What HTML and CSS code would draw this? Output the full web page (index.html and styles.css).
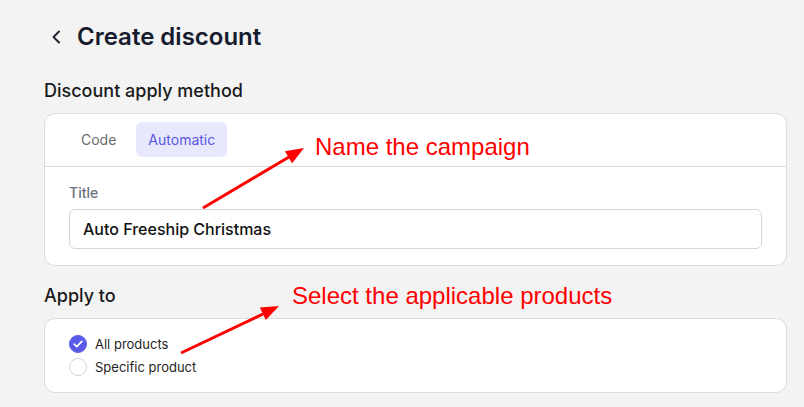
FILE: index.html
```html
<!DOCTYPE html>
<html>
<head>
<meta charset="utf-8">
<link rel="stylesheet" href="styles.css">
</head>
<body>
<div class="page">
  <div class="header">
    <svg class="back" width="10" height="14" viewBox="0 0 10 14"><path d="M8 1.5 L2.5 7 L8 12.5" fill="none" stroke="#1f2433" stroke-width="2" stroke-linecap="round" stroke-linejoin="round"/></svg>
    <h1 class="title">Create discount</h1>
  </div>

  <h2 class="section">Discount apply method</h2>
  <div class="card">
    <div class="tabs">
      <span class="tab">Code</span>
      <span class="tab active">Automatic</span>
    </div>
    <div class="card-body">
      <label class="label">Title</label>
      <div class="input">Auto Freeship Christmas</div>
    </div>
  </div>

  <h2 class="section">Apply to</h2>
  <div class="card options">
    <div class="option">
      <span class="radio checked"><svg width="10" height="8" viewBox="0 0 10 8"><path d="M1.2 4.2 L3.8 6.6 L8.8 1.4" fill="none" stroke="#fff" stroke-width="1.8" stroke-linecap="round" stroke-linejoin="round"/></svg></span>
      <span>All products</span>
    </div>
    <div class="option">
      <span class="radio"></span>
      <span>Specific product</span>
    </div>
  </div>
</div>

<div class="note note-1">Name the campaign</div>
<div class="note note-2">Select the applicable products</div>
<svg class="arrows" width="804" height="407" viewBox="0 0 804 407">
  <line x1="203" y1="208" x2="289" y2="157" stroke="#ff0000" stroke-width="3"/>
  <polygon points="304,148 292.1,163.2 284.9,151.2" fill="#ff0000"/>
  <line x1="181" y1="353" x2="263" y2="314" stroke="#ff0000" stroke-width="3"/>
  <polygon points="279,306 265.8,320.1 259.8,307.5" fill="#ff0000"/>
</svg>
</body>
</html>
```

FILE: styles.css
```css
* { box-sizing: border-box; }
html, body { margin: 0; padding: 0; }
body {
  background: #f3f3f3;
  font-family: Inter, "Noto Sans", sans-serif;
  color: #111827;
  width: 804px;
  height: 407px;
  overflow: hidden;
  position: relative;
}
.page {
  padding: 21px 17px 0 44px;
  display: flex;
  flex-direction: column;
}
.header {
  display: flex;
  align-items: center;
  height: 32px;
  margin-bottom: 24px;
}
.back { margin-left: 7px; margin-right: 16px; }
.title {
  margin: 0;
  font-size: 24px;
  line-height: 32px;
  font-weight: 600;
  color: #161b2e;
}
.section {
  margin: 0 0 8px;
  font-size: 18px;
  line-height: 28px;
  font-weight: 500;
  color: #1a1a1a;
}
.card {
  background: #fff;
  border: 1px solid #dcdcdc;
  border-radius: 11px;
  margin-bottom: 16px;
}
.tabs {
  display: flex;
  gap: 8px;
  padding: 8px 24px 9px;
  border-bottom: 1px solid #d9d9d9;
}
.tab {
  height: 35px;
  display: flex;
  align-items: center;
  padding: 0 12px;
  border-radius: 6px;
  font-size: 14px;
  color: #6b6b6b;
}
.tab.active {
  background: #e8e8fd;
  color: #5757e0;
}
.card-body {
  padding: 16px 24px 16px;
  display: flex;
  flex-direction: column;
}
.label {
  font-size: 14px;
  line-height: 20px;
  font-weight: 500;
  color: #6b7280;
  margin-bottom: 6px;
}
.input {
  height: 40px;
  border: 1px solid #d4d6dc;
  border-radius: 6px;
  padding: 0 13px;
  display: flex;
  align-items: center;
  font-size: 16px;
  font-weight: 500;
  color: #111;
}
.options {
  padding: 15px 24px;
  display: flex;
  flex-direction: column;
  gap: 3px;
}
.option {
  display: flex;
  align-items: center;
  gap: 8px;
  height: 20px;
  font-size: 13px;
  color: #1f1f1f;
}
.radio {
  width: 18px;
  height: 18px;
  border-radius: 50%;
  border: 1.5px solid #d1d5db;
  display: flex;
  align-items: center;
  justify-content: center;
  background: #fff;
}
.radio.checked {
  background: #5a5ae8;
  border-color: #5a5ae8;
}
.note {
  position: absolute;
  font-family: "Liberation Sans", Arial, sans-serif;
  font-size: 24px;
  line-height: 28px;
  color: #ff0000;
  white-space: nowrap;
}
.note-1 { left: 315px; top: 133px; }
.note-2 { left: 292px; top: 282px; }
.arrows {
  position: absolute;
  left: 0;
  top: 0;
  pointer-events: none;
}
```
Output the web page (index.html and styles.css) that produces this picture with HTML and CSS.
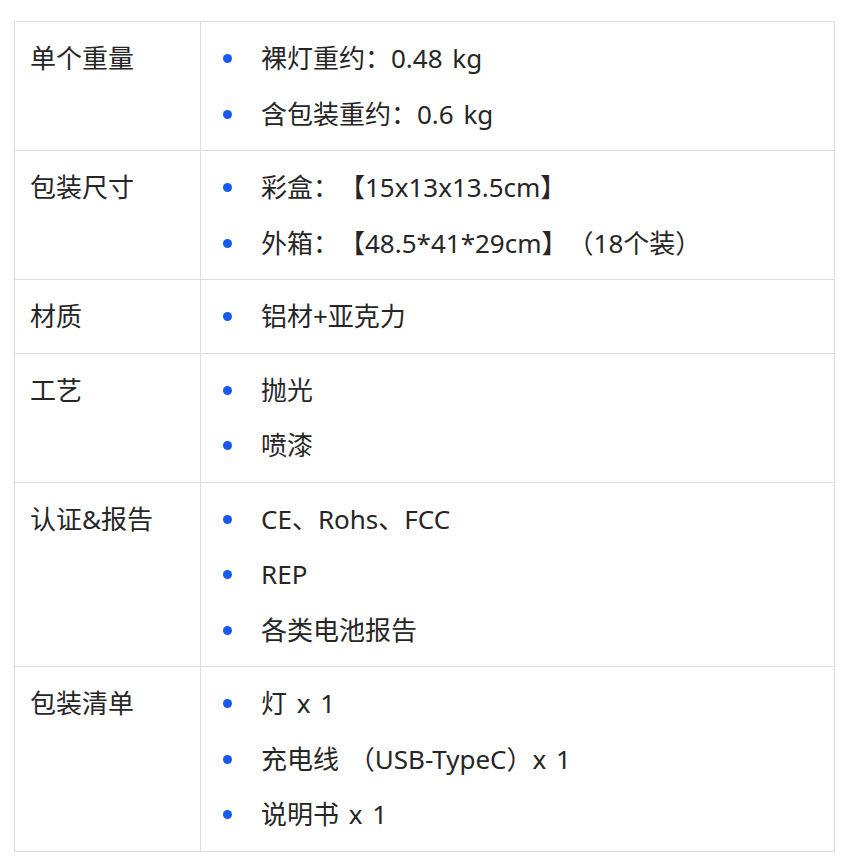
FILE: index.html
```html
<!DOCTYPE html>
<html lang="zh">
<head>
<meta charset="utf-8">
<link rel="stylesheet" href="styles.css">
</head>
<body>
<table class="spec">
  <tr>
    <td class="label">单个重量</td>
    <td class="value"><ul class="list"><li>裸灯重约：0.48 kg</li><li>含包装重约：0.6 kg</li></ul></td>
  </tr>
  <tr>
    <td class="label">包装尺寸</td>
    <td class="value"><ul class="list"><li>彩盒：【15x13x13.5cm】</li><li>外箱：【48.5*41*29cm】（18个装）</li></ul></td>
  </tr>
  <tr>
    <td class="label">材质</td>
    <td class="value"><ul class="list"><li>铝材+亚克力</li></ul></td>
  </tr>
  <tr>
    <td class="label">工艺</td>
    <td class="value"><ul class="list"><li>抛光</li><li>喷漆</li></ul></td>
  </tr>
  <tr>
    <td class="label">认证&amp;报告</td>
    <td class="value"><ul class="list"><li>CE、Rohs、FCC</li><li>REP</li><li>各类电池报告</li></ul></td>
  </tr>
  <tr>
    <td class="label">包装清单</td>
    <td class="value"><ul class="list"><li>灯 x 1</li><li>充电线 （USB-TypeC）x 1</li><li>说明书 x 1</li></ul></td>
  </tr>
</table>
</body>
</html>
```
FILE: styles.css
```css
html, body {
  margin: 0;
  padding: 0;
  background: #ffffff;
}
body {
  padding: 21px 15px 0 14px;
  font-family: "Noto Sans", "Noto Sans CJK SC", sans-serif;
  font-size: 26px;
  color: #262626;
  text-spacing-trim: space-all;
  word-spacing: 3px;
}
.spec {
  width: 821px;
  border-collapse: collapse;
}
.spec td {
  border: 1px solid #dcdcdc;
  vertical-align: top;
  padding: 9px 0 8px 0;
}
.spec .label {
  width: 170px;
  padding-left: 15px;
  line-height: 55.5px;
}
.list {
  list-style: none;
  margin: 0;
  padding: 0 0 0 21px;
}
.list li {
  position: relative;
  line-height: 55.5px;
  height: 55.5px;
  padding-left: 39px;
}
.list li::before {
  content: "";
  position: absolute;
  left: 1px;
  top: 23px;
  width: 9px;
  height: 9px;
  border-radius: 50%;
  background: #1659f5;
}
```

######

*EXERCISE DETAILS*
Except for the pictures, print the data above exactly.

*RESPONSE*
What HTML and CSS code would draw this? Output the full web page (index.html and styles.css).
FILE: index.html
```html
<!DOCTYPE html>
<html>
<head>
<meta charset="utf-8">
<link rel="stylesheet" href="styles.css">
</head>
<body>
<div class="page">
  <div class="header">
    <svg class="back" width="10" height="14" viewBox="0 0 10 14"><path d="M8 1.5 L2.5 7 L8 12.5" fill="none" stroke="#1f2433" stroke-width="2" stroke-linecap="round" stroke-linejoin="round"/></svg>
    <h1 class="title">Create discount</h1>
  </div>

  <h2 class="section">Discount apply method</h2>
  <div class="card">
    <div class="tabs">
      <span class="tab">Code</span>
      <span class="tab active">Automatic</span>
    </div>
    <div class="card-body">
      <label class="label">Title</label>
      <div class="input">Auto Freeship Christmas</div>
    </div>
  </div>

  <h2 class="section">Apply to</h2>
  <div class="card options">
    <div class="option">
      <span class="radio checked"><svg width="10" height="8" viewBox="0 0 10 8"><path d="M1.2 4.2 L3.8 6.6 L8.8 1.4" fill="none" stroke="#fff" stroke-width="1.8" stroke-linecap="round" stroke-linejoin="round"/></svg></span>
      <span>All products</span>
    </div>
    <div class="option">
      <span class="radio"></span>
      <span>Specific product</span>
    </div>
  </div>
</div>

<div class="note note-1">Name the campaign</div>
<div class="note note-2">Select the applicable products</div>
<svg class="arrows" width="804" height="407" viewBox="0 0 804 407">
  <line x1="203" y1="208" x2="289" y2="157" stroke="#ff0000" stroke-width="3"/>
  <polygon points="304,148 292.1,163.2 284.9,151.2" fill="#ff0000"/>
  <line x1="181" y1="353" x2="263" y2="314" stroke="#ff0000" stroke-width="3"/>
  <polygon points="279,306 265.8,320.1 259.8,307.5" fill="#ff0000"/>
</svg>
</body>
</html>
```

FILE: styles.css
```css
* { box-sizing: border-box; }
html, body { margin: 0; padding: 0; }
body {
  background: #f3f3f3;
  font-family: Inter, "Noto Sans", sans-serif;
  color: #111827;
  width: 804px;
  height: 407px;
  overflow: hidden;
  position: relative;
}
.page {
  padding: 21px 17px 0 44px;
  display: flex;
  flex-direction: column;
}
.header {
  display: flex;
  align-items: center;
  height: 32px;
  margin-bottom: 24px;
}
.back { margin-left: 7px; margin-right: 16px; }
.title {
  margin: 0;
  font-size: 24px;
  line-height: 32px;
  font-weight: 600;
  color: #161b2e;
}
.section {
  margin: 0 0 8px;
  font-size: 18px;
  line-height: 28px;
  font-weight: 500;
  color: #1a1a1a;
}
.card {
  background: #fff;
  border: 1px solid #dcdcdc;
  border-radius: 11px;
  margin-bottom: 16px;
}
.tabs {
  display: flex;
  gap: 8px;
  padding: 8px 24px 9px;
  border-bottom: 1px solid #d9d9d9;
}
.tab {
  height: 35px;
  display: flex;
  align-items: center;
  padding: 0 12px;
  border-radius: 6px;
  font-size: 14px;
  color: #6b6b6b;
}
.tab.active {
  background: #e8e8fd;
  color: #5757e0;
}
.card-body {
  padding: 16px 24px 16px;
  display: flex;
  flex-direction: column;
}
.label {
  font-size: 14px;
  line-height: 20px;
  font-weight: 500;
  color: #6b7280;
  margin-bottom: 6px;
}
.input {
  height: 40px;
  border: 1px solid #d4d6dc;
  border-radius: 6px;
  padding: 0 13px;
  display: flex;
  align-items: center;
  font-size: 16px;
  font-weight: 500;
  color: #111;
}
.options {
  padding: 15px 24px;
  display: flex;
  flex-direction: column;
  gap: 3px;
}
.option {
  display: flex;
  align-items: center;
  gap: 8px;
  height: 20px;
  font-size: 13px;
  color: #1f1f1f;
}
.radio {
  width: 18px;
  height: 18px;
  border-radius: 50%;
  border: 1.5px solid #d1d5db;
  display: flex;
  align-items: center;
  justify-content: center;
  background: #fff;
}
.radio.checked {
  background: #5a5ae8;
  border-color: #5a5ae8;
}
.note {
  position: absolute;
  font-family: "Liberation Sans", Arial, sans-serif;
  font-size: 24px;
  line-height: 28px;
  color: #ff0000;
  white-space: nowrap;
}
.note-1 { left: 315px; top: 133px; }
.note-2 { left: 292px; top: 282px; }
.arrows {
  position: absolute;
  left: 0;
  top: 0;
  pointer-events: none;
}
```
Output the web page (index.html and styles.css) that produces this picture with HTML and CSS.
FILE: index.html
```html
<!DOCTYPE html>
<html lang="zh">
<head>
<meta charset="utf-8">
<link rel="stylesheet" href="styles.css">
</head>
<body>
<table class="spec">
  <tr>
    <td class="label">单个重量</td>
    <td class="value"><ul class="list"><li>裸灯重约：0.48 kg</li><li>含包装重约：0.6 kg</li></ul></td>
  </tr>
  <tr>
    <td class="label">包装尺寸</td>
    <td class="value"><ul class="list"><li>彩盒：【15x13x13.5cm】</li><li>外箱：【48.5*41*29cm】（18个装）</li></ul></td>
  </tr>
  <tr>
    <td class="label">材质</td>
    <td class="value"><ul class="list"><li>铝材+亚克力</li></ul></td>
  </tr>
  <tr>
    <td class="label">工艺</td>
    <td class="value"><ul class="list"><li>抛光</li><li>喷漆</li></ul></td>
  </tr>
  <tr>
    <td class="label">认证&amp;报告</td>
    <td class="value"><ul class="list"><li>CE、Rohs、FCC</li><li>REP</li><li>各类电池报告</li></ul></td>
  </tr>
  <tr>
    <td class="label">包装清单</td>
    <td class="value"><ul class="list"><li>灯 x 1</li><li>充电线 （USB-TypeC）x 1</li><li>说明书 x 1</li></ul></td>
  </tr>
</table>
</body>
</html>
```
FILE: styles.css
```css
html, body {
  margin: 0;
  padding: 0;
  background: #ffffff;
}
body {
  padding: 21px 15px 0 14px;
  font-family: "Noto Sans", "Noto Sans CJK SC", sans-serif;
  font-size: 26px;
  color: #262626;
  text-spacing-trim: space-all;
  word-spacing: 3px;
}
.spec {
  width: 821px;
  border-collapse: collapse;
}
.spec td {
  border: 1px solid #dcdcdc;
  vertical-align: top;
  padding: 9px 0 8px 0;
}
.spec .label {
  width: 170px;
  padding-left: 15px;
  line-height: 55.5px;
}
.list {
  list-style: none;
  margin: 0;
  padding: 0 0 0 21px;
}
.list li {
  position: relative;
  line-height: 55.5px;
  height: 55.5px;
  padding-left: 39px;
}
.list li::before {
  content: "";
  position: absolute;
  left: 1px;
  top: 23px;
  width: 9px;
  height: 9px;
  border-radius: 50%;
  background: #1659f5;
}
```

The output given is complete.